**DESCRIPTION OF THE TASK**
Report only the number of lines that hold the word "React".
/---
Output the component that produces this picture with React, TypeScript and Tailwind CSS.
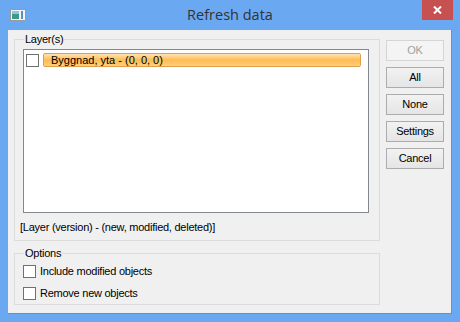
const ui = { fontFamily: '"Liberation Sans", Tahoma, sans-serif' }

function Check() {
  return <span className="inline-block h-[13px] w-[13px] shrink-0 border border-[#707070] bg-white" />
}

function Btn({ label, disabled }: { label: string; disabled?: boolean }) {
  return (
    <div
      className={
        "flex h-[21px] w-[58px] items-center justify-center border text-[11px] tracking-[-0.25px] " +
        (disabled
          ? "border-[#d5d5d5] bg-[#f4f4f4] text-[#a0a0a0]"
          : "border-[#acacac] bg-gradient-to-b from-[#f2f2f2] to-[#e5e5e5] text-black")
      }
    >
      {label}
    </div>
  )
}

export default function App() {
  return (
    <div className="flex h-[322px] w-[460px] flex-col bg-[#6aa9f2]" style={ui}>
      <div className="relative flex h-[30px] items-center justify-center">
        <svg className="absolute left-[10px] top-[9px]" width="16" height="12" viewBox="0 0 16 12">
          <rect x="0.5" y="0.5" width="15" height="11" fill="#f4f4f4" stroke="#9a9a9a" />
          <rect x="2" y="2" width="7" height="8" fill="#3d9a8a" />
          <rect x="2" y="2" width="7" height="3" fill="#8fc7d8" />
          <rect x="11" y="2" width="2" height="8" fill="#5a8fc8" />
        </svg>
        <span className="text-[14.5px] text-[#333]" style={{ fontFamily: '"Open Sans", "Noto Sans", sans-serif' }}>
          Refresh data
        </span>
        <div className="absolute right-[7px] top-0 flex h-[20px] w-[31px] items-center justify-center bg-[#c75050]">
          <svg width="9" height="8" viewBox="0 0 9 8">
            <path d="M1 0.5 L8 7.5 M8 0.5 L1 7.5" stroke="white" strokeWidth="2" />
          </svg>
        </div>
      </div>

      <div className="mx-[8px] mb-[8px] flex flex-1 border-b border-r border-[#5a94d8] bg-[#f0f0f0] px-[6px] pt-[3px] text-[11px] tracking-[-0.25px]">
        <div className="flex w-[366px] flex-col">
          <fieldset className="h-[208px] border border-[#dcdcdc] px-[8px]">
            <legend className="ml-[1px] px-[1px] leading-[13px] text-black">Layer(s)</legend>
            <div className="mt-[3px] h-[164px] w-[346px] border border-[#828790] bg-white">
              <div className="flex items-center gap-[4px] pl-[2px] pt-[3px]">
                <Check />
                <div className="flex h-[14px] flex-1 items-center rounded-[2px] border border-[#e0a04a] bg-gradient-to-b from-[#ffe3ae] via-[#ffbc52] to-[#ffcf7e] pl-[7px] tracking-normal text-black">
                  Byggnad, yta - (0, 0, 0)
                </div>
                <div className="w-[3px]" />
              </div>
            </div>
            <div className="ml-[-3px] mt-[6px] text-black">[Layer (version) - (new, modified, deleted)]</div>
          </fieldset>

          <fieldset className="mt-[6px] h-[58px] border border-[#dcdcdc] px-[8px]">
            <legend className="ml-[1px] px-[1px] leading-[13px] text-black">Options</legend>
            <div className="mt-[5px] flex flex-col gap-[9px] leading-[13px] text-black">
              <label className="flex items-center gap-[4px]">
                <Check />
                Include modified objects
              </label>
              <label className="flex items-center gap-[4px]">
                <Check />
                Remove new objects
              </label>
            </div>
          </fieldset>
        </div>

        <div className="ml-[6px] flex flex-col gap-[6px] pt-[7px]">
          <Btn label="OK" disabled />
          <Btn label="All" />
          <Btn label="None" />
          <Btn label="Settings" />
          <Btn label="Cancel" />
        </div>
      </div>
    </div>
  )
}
\---
/---
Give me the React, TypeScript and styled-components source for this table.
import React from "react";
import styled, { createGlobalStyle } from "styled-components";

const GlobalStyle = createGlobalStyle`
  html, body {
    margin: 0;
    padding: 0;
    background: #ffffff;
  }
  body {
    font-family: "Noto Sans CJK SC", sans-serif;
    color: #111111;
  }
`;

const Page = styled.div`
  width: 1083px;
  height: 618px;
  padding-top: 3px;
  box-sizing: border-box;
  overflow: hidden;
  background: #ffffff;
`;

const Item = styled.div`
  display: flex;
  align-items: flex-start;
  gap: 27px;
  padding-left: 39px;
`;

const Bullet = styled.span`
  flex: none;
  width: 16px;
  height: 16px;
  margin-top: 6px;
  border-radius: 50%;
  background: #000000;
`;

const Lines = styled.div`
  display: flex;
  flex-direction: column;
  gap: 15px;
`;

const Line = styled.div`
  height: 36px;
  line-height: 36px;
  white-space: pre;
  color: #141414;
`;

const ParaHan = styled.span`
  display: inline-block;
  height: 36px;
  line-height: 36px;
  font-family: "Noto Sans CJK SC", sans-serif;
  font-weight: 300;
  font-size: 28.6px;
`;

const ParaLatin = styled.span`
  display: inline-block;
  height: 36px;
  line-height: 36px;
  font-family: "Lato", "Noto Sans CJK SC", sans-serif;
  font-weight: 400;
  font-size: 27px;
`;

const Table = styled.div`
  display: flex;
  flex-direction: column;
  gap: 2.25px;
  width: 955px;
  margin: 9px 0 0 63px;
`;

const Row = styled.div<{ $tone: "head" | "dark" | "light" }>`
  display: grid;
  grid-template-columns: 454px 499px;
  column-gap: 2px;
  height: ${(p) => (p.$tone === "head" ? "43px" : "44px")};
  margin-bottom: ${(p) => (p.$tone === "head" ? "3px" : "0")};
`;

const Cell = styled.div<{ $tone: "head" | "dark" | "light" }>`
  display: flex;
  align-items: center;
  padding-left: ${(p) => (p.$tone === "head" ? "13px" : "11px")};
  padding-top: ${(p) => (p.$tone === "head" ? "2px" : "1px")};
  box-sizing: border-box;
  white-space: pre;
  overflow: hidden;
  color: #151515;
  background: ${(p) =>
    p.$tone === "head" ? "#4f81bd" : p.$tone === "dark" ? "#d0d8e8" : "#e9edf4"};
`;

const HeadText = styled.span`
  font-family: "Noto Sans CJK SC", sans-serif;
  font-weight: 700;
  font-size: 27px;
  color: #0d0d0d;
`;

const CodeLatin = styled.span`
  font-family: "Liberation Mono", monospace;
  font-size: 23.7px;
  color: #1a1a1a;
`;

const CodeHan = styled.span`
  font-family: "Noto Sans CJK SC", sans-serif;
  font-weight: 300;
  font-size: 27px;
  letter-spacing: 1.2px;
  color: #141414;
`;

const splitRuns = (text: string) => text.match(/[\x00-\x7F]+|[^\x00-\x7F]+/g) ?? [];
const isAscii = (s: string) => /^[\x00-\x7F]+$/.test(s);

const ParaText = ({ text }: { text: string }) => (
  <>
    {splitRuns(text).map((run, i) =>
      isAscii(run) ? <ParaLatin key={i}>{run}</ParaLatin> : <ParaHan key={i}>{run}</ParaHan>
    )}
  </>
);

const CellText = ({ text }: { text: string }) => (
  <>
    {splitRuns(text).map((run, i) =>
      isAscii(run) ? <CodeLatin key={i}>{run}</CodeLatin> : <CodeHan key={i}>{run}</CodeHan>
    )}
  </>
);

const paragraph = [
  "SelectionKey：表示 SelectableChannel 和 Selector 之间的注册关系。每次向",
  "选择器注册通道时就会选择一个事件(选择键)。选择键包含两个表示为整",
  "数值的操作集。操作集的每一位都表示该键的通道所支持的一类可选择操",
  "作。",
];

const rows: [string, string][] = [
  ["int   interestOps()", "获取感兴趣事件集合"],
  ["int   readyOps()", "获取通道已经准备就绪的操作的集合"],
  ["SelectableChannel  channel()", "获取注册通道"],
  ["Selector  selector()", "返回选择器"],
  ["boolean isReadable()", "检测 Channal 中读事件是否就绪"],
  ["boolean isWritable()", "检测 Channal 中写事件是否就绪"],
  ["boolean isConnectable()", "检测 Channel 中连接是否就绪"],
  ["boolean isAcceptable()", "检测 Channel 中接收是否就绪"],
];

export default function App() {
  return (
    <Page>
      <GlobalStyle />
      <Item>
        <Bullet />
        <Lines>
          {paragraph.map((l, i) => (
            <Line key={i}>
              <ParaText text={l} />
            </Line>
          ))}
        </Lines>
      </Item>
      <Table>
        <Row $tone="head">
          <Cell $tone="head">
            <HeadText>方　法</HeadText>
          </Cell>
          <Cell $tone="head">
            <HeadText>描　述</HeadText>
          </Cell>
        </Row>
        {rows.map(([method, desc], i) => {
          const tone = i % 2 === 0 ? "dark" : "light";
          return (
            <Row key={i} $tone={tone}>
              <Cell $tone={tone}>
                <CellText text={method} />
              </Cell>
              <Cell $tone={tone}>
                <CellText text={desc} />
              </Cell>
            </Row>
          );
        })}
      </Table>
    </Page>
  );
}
\---
**COMPLETED TASK**
3